Trafficking survivors and service providers will get steady, targeted federal funding for prevention and victim services, including $30.755M/year for prevention/victim services and $35M/year/year for housing grants (2025–2029), supporting Hotlines and local nonprofits.
Adult survivors (18+) will have access to a new HHS Survivors Employment and Education Program offering up to five years of education, job training, case management, legal assistance, and scholarships to help economic recovery and stability.
Students in high‑prevalence trafficking areas will receive prioritized prevention education through grants to local school districts, improving early awareness and prevention among youth.
Survivors and low‑income individuals face uncertainty because program funding is subject to the availability of appropriations, which may limit or make services inconsistent over time.
Authorizing new spending increases federal outlays and may raise taxpayer costs or require offsets elsewhere in the budget.
The five‑year cumulative service limit for the Survivors Employment and Education Program may be insufficient for survivors with long‑term recovery needs, risking gaps in support after exit.
Based on analysis of 5 sections of legislative text.
Reauthorizes and grows federal anti‑trafficking authorizations, prioritizes prevention grants to high‑risk school districts, creates a survivor education/employment program, and requires annual reporting.

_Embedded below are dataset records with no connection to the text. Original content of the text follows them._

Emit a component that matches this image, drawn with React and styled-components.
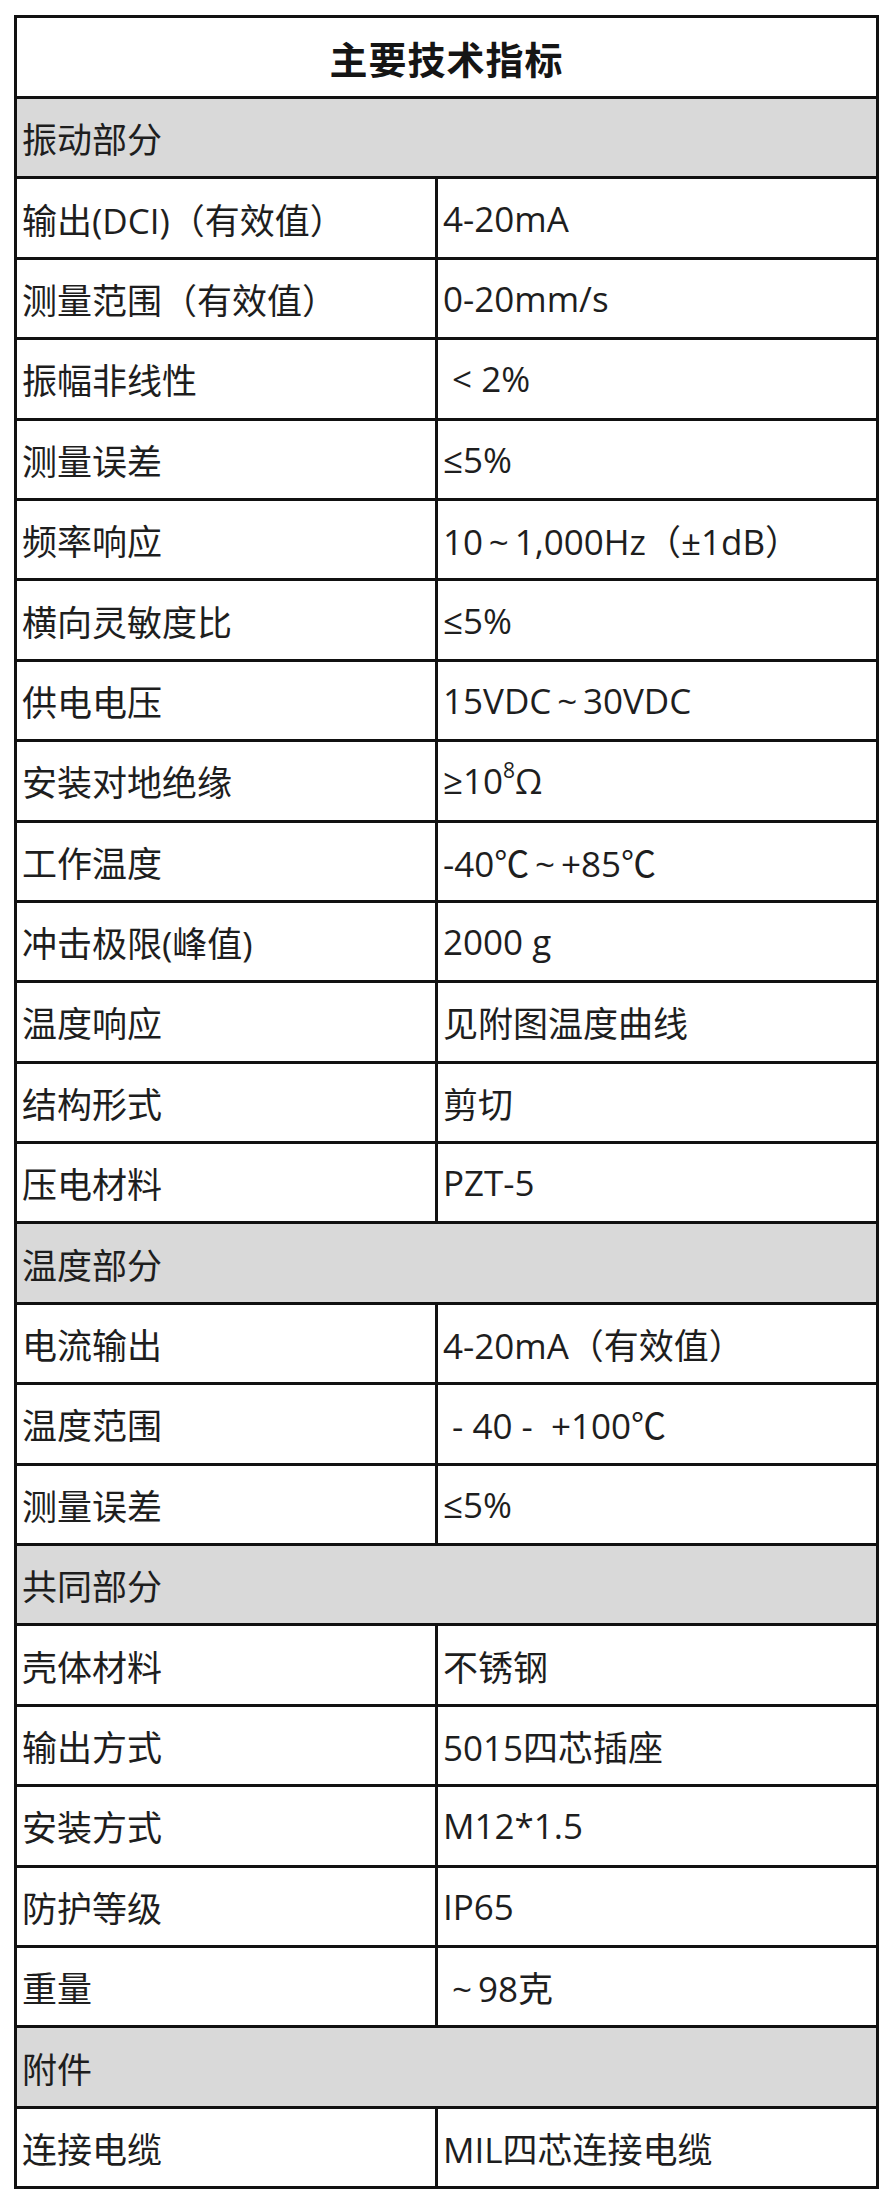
import React from "react";
import styled, { createGlobalStyle } from "styled-components";

const GlobalStyle = createGlobalStyle`
  html, body {
    margin: 0;
    padding: 0;
    background: #ffffff;
  }
  body {
    font-family: "Open Sans", "Noto Sans CJK SC", sans-serif;
    color: #1e1e1e;
  }
`;

const Page = styled.div`
  padding: 15px 0 0 14px;
`;

const SpecTable = styled.table`
  border-collapse: collapse;
  width: 862px;
  table-layout: fixed;
  border: 3px solid #111;
`;

const TitleRow = styled.tr`
  height: 81px;
  & > th {
    border: 3px solid #111;
    font-size: 38px;
    font-weight: 700;
    font-family: "Noto Sans CJK SC", sans-serif;
    text-align: center;
    color: #151515;
    letter-spacing: 1px;
  }
`;

const SectionRow = styled.tr`
  height: 80.4px;
  background: #d9d9d9;
  & > td {
    border: 3px solid #111;
    font-size: 35px;
    padding: 0 0 0 5px;
  }
`;

const SpecRow = styled.tr`
  height: 80.4px;
  & > td {
    border: 3px solid #111;
    font-size: 35px;
    padding: 0 0 0 5px;
    white-space: pre;
    overflow: hidden;
  }
`;

const Sup = styled.sup`
  font-size: 0.6em;
  vertical-align: 0.75em;
  line-height: 0;
`;

// narrow centred tilde, as in the original sheet
const T = "\u2009~\u2009";

const sections = [
  {
    title: "振动部分",
    rows: [
      ["输出(DCI)（有效值）", "4-20mA"],
      ["测量范围（有效值）", "0-20mm/s"],
      ["振幅非线性", " < 2%"],
      ["测量误差", "≤5%"],
      ["频率响应", `10${T}1,000Hz（±1dB）`],
      ["横向灵敏度比", "≤5%"],
      ["供电电压", `15VDC${T}30VDC`],
      ["安装对地绝缘", <>≥10<Sup>8</Sup>Ω</>],
      ["工作温度", `-40℃${T}+85℃`],
      ["冲击极限(峰值)", "2000 g"],
      ["温度响应", "见附图温度曲线"],
      ["结构形式", "剪切"],
      ["压电材料", "PZT-5"]
    ]
  },
  {
    title: "温度部分",
    rows: [
      ["电流输出", "4-20mA（有效值）"],
      ["温度范围", " - 40 -  +100℃"],
      ["测量误差", "≤5%"]
    ]
  },
  {
    title: "共同部分",
    rows: [
      ["壳体材料", "不锈钢"],
      ["输出方式", "5015四芯插座"],
      ["安装方式", "M12*1.5"],
      ["防护等级", "IP65"],
      ["重量", ` ~\u200998克`]
    ]
  },
  {
    title: "附件",
    rows: [["连接电缆", "MIL四芯连接电缆"]]
  }
];

export default function App() {
  return (
    <Page>
      <GlobalStyle />
      <SpecTable>
        <colgroup>
          <col style={{ width: "421px" }} />
          <col style={{ width: "441px" }} />
        </colgroup>
        <tbody>
          <TitleRow>
            <th colSpan={2}>主要技术指标</th>
          </TitleRow>
          {sections.map(section => (
            <React.Fragment key={section.title}>
              <SectionRow>
                <td colSpan={2}>{section.title}</td>
              </SectionRow>
              {section.rows.map(([label, value], i) => (
                <SpecRow key={section.title + i}>
                  <td>{label}</td>
                  <td>{value}</td>
                </SpecRow>
              ))}
            </React.Fragment>
          ))}
        </tbody>
      </SpecTable>
    </Page>
  );
}
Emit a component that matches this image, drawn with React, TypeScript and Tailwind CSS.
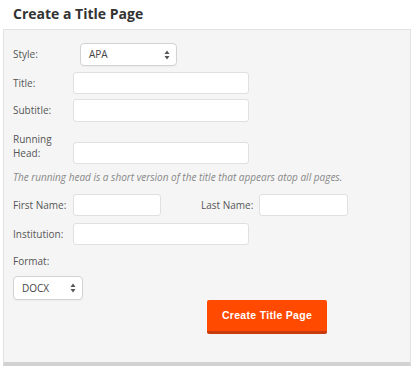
import React from 'react';

const font = { fontFamily: '"Open Sans", "Liberation Sans", sans-serif' };

function Arrows() {
    return (
        <svg width="6" height="10" viewBox="0 0 6 10" className="text-[#555]">
            <path d="M3 0.5 L5.5 4 L0.5 4 Z" fill="currentColor" />
            <path d="M3 9.5 L5.5 6 L0.5 6 Z" fill="currentColor" />
        </svg>
    );
}

function FakeSelect({ value, className }: { value: string; className: string }) {
    return (
        <div
            className={`flex items-center justify-between rounded-[4px] border border-[#d3d3d3] bg-white pl-[8px] pr-[6px] text-[10px] text-[#444] shadow-[0_1px_1px_rgba(0,0,0,0.04)] ${className}`}
        >
            <span>{value}</span>
            <Arrows />
        </div>
    );
}

function TextBox({ className }: { className: string }) {
    return <input type="text" className={`rounded-[3px] border border-[#e0e0e0] bg-white outline-none ${className}`} />;
}

export default function App() {
    return (
        <div className="h-[366px] w-[414px] overflow-hidden bg-white" style={font}>
            <h2 className="ml-[13px] pt-[2px] text-[14px] font-bold leading-[24px] text-[#333]">Create a Title Page</h2>

            <div className="ml-[3px] mt-[3px] h-[337px] w-[408px] border border-b-[4px] border-[#e2e2e2] border-b-[#d2d2d2] bg-[#f5f5f5] px-[9px] pt-[13px] text-[10px] text-[#555]">
                <div className="flex h-[23px] items-center">
                    <span className="w-[67px]">Style:</span>
                    <FakeSelect value="APA" className="h-[23px] w-[97px]" />
                </div>

                <div className="mt-[6px] flex h-[22px] items-center">
                    <span className="w-[60px]">Title:</span>
                    <TextBox className="h-[22px] w-[176px]" />
                </div>

                <div className="mt-[5px] flex h-[23px] items-center">
                    <span className="w-[60px]">Subtitle:</span>
                    <TextBox className="h-[23px] w-[176px]" />
                </div>

                <div className="mt-[10px] flex items-end">
                    <span className="w-[60px] pb-[4px] leading-[14px]">
                        Running
                        <br />
                        Head:
                    </span>
                    <TextBox className="h-[22px] w-[176px]" />
                </div>

                <p className="mt-[6px] text-[10px] italic leading-[14px] text-[#888]">
                    The running head is a short version of the title that appears atop all pages.
                </p>

                <div className="mt-[10px] flex h-[22px] items-center">
                    <span className="w-[60px]">First Name:</span>
                    <TextBox className="h-[22px] w-[88px]" />
                    <span className="ml-[40px] w-[58px]">Last Name:</span>
                    <TextBox className="h-[22px] w-[89px]" />
                </div>

                <div className="mt-[7px] flex h-[22px] items-center">
                    <span className="w-[60px]">Institution:</span>
                    <TextBox className="h-[22px] w-[176px]" />
                </div>

                <div className="mt-[9px] leading-[14px]">Format:</div>

                <div className="relative mt-[8px] h-[58px]">
                    <FakeSelect value="DOCX" className="h-[24px] w-[70px]" />
                    <button className="absolute left-[194px] top-[24px] h-[34px] w-[120px] rounded-[2px] border-b-[3px] border-[#c93a0c] bg-[#ff4a00] text-[10.5px] font-bold tracking-[0.3px] text-white" style={{ fontFamily: '"Liberation Sans", Arial, sans-serif' }}>
                        Create Title Page
                    </button>
                </div>
            </div>
        </div>
    );
}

Introduced April 17, 2025 by Christopher Henry Smith · Last progress April 17, 2025
Reauthorizes and updates federal anti‑trafficking grant programs, raises authorized funding for several programs through FY2025–2029, and creates a new HHS program to support survivors with education and employment services. It tightens grant priorities and selection rules to focus on schools and districts in high child sex‑ or labor‑trafficking areas, requires partnerships with nonprofits, law enforcement, and technology firms in some cases, and adds new reporting requirements to track outcomes and program data. The bill also sets minimum annual funding floors for the National Human Trafficking Hotline and cybersecurity/public outreach, increases authorized funding for OVC housing assistance for trafficking victims, and extends authorizations under International Megan’s Law. Many new requirements direct HHS to prioritize certain beneficiary groups (e.g., homeless, foster, child welfare‑involved, and runaway youth) and to deliver or fund scalable, trauma‑informed, train‑the‑trainer approaches.